Caleb Harper and Risto Miikkulainen were on a mission to grow basil: lots of it, fast, in an industrial environment—and without compromising the herb’s sweet-but-savory flavor.
So they did. The two scientists—Harper is a research scientist at MIT’s Media Lab, Miikkulainen is a professor of computer science at the University of Texas at Austin—and their team hauled a bunch of shipping containers into a warehouse in Middleton, Massachusetts.
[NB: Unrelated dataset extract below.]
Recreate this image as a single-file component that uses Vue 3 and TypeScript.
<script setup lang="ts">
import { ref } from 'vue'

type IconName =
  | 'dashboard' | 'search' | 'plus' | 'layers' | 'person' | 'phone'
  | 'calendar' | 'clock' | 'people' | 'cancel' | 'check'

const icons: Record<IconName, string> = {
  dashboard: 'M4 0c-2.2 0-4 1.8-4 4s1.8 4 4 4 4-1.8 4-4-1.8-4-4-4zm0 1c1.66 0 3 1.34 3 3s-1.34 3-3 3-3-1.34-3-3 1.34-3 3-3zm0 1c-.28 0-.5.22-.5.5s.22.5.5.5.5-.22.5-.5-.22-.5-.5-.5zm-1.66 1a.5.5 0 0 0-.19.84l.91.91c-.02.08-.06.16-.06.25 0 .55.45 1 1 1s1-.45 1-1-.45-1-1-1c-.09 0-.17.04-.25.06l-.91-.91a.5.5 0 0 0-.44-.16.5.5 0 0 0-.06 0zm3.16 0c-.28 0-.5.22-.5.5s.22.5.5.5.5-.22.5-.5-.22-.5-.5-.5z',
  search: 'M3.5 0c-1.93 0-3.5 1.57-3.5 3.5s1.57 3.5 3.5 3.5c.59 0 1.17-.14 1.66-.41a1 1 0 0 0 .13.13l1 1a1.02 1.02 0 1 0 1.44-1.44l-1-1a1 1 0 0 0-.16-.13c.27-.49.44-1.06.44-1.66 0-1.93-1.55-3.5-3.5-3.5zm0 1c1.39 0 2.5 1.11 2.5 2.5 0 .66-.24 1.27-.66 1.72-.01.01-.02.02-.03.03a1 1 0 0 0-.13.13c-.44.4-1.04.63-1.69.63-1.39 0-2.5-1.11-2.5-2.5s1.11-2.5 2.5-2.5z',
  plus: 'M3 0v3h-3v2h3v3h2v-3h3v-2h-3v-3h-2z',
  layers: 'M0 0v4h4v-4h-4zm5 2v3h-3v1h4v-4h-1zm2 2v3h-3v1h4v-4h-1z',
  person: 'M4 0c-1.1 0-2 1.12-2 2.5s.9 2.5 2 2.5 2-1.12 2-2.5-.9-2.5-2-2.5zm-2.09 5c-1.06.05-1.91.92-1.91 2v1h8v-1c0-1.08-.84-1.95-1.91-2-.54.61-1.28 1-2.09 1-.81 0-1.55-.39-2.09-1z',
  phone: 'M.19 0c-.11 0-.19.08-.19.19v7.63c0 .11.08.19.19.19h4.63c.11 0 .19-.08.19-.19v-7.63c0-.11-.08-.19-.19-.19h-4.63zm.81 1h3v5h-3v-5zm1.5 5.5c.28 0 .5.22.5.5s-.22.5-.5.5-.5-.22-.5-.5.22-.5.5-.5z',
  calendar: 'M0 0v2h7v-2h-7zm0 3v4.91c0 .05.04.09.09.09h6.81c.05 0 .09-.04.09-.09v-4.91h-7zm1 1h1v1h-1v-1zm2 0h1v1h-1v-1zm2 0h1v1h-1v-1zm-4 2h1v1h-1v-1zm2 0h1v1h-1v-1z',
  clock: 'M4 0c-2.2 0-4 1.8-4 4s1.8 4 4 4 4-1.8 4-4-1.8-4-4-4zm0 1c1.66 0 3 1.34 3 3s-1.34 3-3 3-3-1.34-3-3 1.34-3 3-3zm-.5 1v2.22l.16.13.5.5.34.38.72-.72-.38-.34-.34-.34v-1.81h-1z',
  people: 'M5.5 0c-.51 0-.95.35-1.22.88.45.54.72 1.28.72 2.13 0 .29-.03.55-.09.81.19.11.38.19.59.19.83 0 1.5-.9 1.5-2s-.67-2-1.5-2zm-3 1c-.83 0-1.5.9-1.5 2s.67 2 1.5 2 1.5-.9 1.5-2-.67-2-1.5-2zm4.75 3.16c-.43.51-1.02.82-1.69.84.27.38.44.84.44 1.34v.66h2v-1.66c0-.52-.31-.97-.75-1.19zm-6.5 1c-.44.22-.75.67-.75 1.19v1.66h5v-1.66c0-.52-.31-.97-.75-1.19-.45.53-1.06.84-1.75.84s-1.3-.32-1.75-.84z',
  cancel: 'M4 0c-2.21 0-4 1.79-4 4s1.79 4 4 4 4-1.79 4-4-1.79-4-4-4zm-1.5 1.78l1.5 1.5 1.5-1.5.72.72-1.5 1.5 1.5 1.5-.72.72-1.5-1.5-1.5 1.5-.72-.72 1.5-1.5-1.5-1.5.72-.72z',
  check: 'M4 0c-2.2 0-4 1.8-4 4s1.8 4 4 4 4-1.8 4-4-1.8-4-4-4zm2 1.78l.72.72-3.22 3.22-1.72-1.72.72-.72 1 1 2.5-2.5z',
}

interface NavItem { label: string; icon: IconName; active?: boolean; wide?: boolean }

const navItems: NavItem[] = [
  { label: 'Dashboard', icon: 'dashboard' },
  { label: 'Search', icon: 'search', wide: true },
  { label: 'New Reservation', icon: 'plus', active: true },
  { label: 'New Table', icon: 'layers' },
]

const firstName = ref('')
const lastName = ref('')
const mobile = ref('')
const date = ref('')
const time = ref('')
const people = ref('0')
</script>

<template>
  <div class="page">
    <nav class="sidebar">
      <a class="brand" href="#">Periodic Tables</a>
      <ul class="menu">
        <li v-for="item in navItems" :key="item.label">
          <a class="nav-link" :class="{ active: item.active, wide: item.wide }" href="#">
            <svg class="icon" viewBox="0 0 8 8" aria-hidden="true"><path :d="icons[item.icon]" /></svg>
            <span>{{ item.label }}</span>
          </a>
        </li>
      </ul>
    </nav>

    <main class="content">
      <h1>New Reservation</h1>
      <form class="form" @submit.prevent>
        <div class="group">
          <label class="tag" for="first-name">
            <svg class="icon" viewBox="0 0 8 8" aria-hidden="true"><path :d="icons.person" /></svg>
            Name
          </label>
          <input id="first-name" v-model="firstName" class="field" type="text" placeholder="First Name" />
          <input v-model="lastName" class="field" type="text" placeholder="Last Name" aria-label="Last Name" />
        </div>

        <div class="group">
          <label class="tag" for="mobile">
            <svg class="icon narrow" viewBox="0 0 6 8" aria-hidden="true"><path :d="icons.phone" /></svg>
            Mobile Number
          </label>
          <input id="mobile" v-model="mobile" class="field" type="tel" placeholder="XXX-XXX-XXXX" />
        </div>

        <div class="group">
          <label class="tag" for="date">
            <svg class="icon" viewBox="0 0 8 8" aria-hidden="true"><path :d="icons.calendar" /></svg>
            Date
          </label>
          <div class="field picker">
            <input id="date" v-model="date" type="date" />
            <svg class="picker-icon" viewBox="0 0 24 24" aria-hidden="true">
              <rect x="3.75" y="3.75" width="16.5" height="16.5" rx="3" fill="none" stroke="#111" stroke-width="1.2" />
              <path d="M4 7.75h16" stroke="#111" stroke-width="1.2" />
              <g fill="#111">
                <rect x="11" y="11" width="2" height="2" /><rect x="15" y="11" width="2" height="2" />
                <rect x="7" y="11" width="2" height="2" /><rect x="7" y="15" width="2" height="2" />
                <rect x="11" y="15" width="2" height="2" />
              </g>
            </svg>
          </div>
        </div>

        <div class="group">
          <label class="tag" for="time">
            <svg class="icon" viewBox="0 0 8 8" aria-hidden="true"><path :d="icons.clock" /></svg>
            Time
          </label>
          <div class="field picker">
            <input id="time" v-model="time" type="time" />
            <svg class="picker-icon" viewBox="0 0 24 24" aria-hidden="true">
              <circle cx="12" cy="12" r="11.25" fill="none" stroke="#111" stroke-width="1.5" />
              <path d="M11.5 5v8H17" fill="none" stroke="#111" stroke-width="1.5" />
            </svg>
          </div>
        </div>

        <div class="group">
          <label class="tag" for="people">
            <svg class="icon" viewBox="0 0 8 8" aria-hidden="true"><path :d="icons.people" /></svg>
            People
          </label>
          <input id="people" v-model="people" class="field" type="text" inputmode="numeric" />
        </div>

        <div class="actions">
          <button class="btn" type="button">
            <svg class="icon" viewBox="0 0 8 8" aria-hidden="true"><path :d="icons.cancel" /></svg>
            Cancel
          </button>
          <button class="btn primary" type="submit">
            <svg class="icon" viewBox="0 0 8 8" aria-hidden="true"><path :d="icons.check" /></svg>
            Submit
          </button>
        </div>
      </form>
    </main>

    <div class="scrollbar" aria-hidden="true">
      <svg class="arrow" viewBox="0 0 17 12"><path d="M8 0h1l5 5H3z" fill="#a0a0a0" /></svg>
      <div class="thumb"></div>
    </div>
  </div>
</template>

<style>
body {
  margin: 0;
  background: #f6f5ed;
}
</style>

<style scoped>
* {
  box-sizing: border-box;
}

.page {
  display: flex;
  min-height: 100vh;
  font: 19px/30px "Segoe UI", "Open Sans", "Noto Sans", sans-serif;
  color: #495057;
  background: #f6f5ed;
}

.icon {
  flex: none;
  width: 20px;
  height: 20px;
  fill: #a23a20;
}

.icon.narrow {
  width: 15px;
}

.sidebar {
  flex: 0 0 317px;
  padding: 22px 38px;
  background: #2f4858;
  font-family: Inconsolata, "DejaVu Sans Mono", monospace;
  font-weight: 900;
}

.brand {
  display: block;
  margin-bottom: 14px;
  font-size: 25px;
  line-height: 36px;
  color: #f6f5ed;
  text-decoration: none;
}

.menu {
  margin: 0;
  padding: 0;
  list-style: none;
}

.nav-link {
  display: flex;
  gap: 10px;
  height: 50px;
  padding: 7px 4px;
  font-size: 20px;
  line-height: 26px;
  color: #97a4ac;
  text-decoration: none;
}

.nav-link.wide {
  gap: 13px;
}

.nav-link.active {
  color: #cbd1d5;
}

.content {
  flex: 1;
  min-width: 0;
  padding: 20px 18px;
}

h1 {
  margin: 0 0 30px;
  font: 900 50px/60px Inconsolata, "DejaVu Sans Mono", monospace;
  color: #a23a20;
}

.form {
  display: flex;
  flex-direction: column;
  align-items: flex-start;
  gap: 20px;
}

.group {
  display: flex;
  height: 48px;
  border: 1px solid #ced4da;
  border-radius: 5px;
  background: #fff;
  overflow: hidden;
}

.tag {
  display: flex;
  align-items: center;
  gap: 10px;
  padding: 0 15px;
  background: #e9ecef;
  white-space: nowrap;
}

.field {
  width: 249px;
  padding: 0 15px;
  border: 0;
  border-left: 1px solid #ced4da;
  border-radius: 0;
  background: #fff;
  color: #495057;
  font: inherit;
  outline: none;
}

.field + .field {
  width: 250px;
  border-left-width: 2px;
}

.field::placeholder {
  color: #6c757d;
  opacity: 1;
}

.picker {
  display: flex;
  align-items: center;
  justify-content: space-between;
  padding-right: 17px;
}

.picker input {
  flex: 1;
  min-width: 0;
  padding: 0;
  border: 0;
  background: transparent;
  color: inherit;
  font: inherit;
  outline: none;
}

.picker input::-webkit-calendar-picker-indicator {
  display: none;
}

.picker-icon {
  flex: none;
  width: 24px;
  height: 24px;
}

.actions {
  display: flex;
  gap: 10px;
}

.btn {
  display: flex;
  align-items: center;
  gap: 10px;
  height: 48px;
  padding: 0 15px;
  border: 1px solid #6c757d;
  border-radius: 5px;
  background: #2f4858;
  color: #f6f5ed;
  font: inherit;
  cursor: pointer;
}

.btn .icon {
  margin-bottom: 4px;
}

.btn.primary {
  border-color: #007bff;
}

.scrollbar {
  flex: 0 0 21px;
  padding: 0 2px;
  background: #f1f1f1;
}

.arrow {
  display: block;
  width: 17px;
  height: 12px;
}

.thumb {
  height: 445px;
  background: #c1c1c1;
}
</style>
They fitted the containers with automated lights, air conditioners, and plumbing, then hooked them up to a computer control system running sophisticated A.I. algorithms that the team wrote.
In April, Harper and Miikkulainen published the results of their experiment in PLOS One, chronicling how they used A.I. to make what could be the world’s first, smartest batch of basil.
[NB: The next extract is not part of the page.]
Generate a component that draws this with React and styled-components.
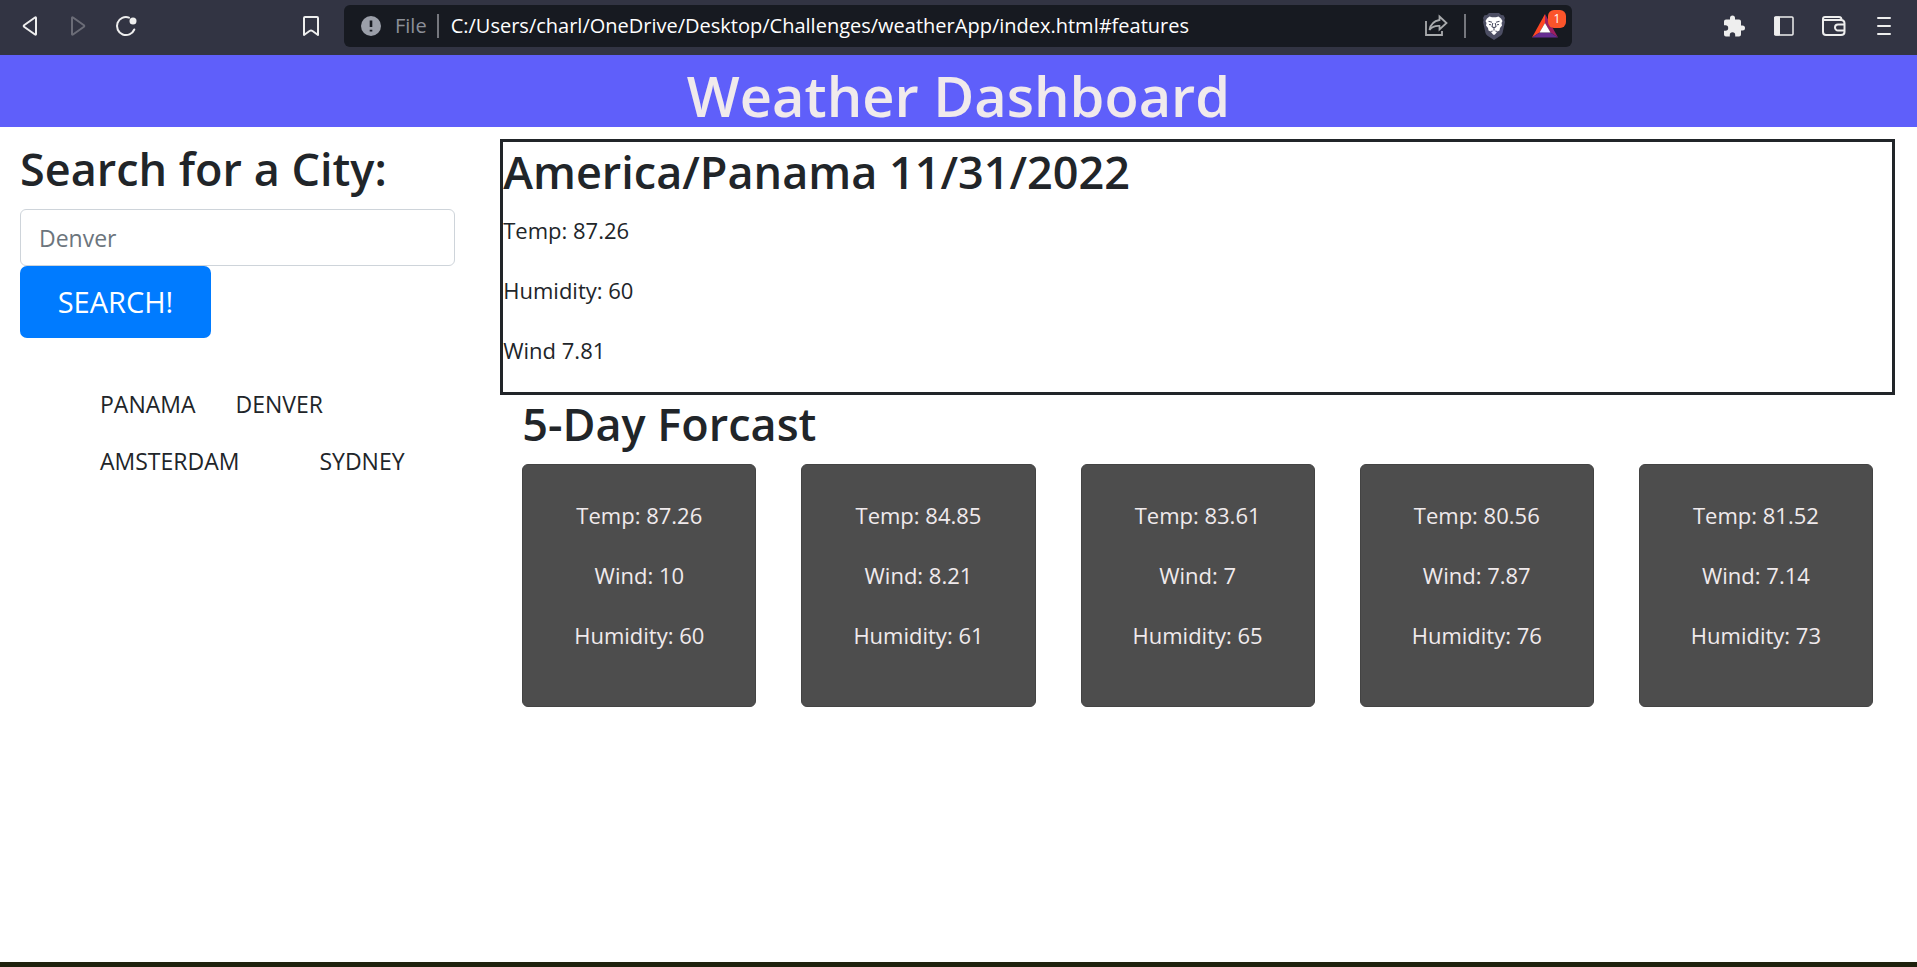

Why basil and not some other plant? “Basil was chosen as the model organism because it has a fast growth cycle (five weeks), and because the outcome can be readily measured in terms of fresh weight (quantity) and chemical analysis of flavor,” Harper and Miikkulainen told The Daily Beast.
The algorithms sifted through millions of possible combinations of light, temperature, and humidity in order to find the best possible conditions for growing basil (the scientists jokingly called the A.I.-optimized basil setups “plant computers”).
The goal was to duplicate—and improve upon—the kind of industrial farming setups that are becoming increasingly popular in crowded countries with limited arable land, like Japan.
Using A.I. in this kind of farming could help produce more food using fewer resources and without sacrificing quality, Miikkulainen told The Daily Beast.
“Eventually these methods could lead to transforming agriculture,” Miikkulainen told The Daily Beast. “Food and other agricultural products can be grown where they are consumed, their quality and quantity can be improved and cost reduced.”
With the help of their plant computers, Harper and Miikkulainen’s team made a surprise discovery: Basil actually responded well to round-the-clock light, the type you might experience during summers in the Arctic.
Whereas some food plants grow steadily but lose flavor under 24-hour light, the basil in the experiment actually benefited from a virtual endless day. Skipping nighttime “induces the most flavor molecule production in basil,” Harper and Miikkulainen and their team found.
“You couldn’t have discovered this any other way,” John de la Parra, a researcher on Harper and Miikkulainen’s team, said in an MIT release. “You had to have artificial circumstances in order to discover that.”
A little help from A.I. can do more than just make agriculture more efficient. It also could help farmers to diversify their crops and make them more resilient in the face of environmental challenges such as climate change, Pat Mooney, an agriculture expert with the International Panel of Experts on Sustainable Food Systems, told The Daily Beast.